Nice message. Amy Bloom created this feeling of the reader looking in the window to watch these characters. It took me a long time to finish the novel, and I find myself without a lot to say about this book.
#IllBeRightHere #NetGalley
Publication Date 24/06/25
Goodreads Review 28/07/25

What constitutes a family? Orphaned in France during World War II, Gazala and Samir, must make their way alone in Paris. Samir works in a bakery and Gazala is adept as a masseuse. They survive the war making difficult decisions. Gazala’s patron provides her with a ticket for New York, as well as the papers she will need. A teenager, alone in NY, Gazala finds work in a bakery and meets the Cohen sisters. Eventually Samir arrives. Their family is extended and there are a variety of relationships. This was not my kind of book.

Immigrating alone from Paris to New York after the crucible of World War II, young Gazala becomes friends with two spirited sisters, Anne and Alma. When Gazala’s lost, beloved brother, Samir, joins her in Manhattan, this contentious, inseparable foursome makes their way into the twenty-first century. and a multigenerational family. The passing years are marked by the business of everyday existence and the inevitable surprises of erupting passions, of great and small waves of joy and despair, from the beginning of life to its end. Gazala and Samir make a home together, Anne leaves her husband for his sister, and Anne’s restless daughter grows up to raise a child on her own and to join a throuple, becoming who she wants to be. Through it all, they stand by one another, protecting, annoying, and celebrating themselves, steadfastly unapologetic about their desires and the unorthodox family they have created. As the next generation falls in and out of love, experiencing triumphs, mistakes and disappointments, the central pillars of their lives are the four indomitable elders they call the “Greats.”
I am not a fan of lesbian/homosexual relationships in books, yet I did like the writing and how the author developed the characters over the years. I know that I am old fashioned Christian in this day and time and I'm am sure that many will love the book. Thank you to NetGalley and the publisher for granting my request to read the book.

White Houses by Amy Bloom was one of my favorites the year that I read it, so I was very excited to read her latest. Unfortunately, I'll Be Right Here was a bit too melancholic for me.

Lots of interesting characters. Some of them hard to follow. Hard to follow sometimes. Seemed to be written as stream of consciousness. I wish there had been one main character that she followed and we saw how the others related to them. Some of the inter-relationships were interesting but they didn't go very deep.

I generally love stories about chosen family, but this was so not for me. The beginning was promising. A young woman trying to survive in Paris during the war. But then we are in Poughkeepsie jumping back and for over the decades. There is incest and infidelity. I couldn't follow the plot (was there one?)

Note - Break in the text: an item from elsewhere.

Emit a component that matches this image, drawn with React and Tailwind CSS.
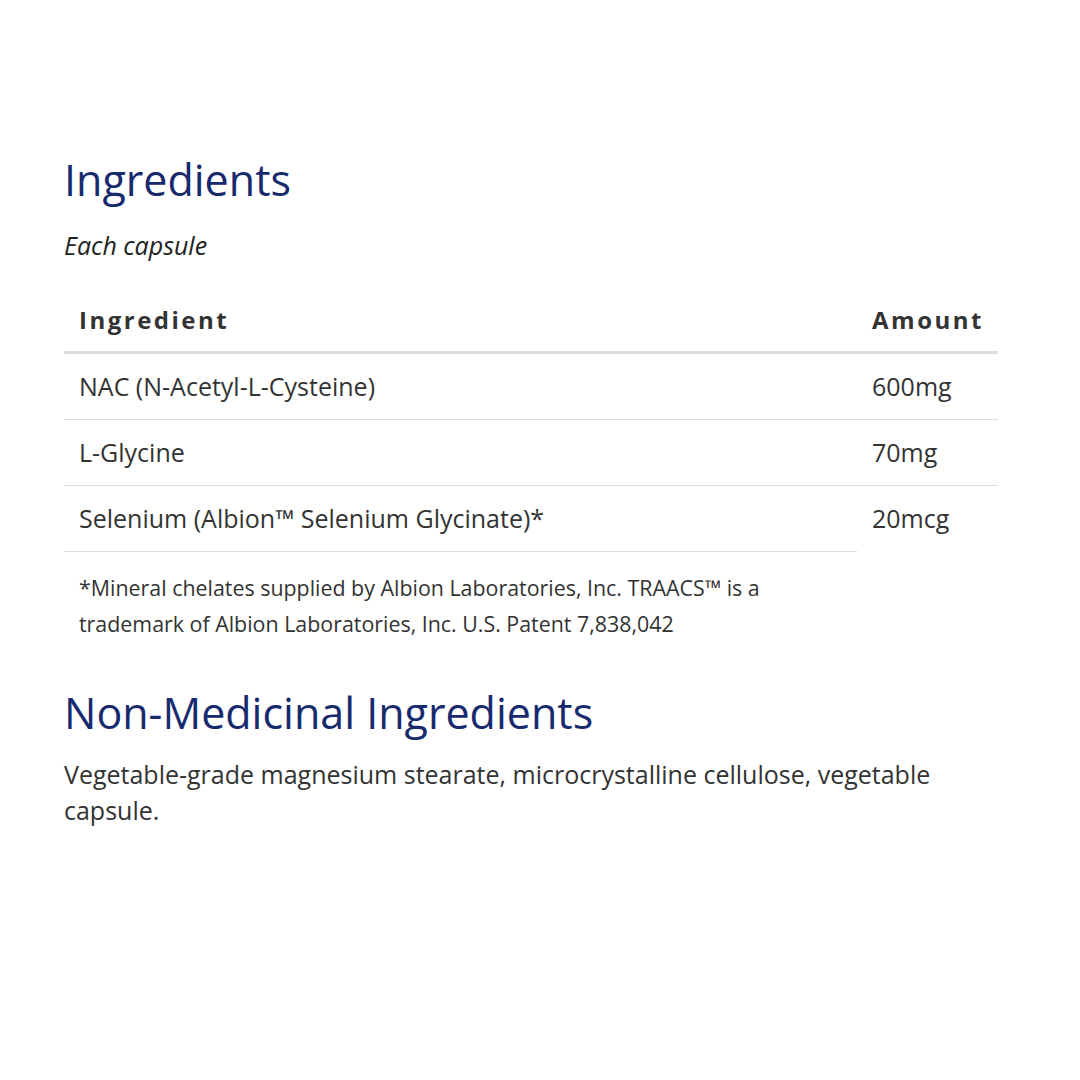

This book will definitely win awards. It is an epic family saga/historical fiction about the making and remaking of families. There is a lot of love, of the modern type. It is presented in a disjointed way with beautiful descriptions. The juxtaposition of beauty and disorganization works into an artistic story. I loved how so many characters, places, and items were revisited. Difficult to describe but definitely worth the read. Thank you NetGalley for the ARC.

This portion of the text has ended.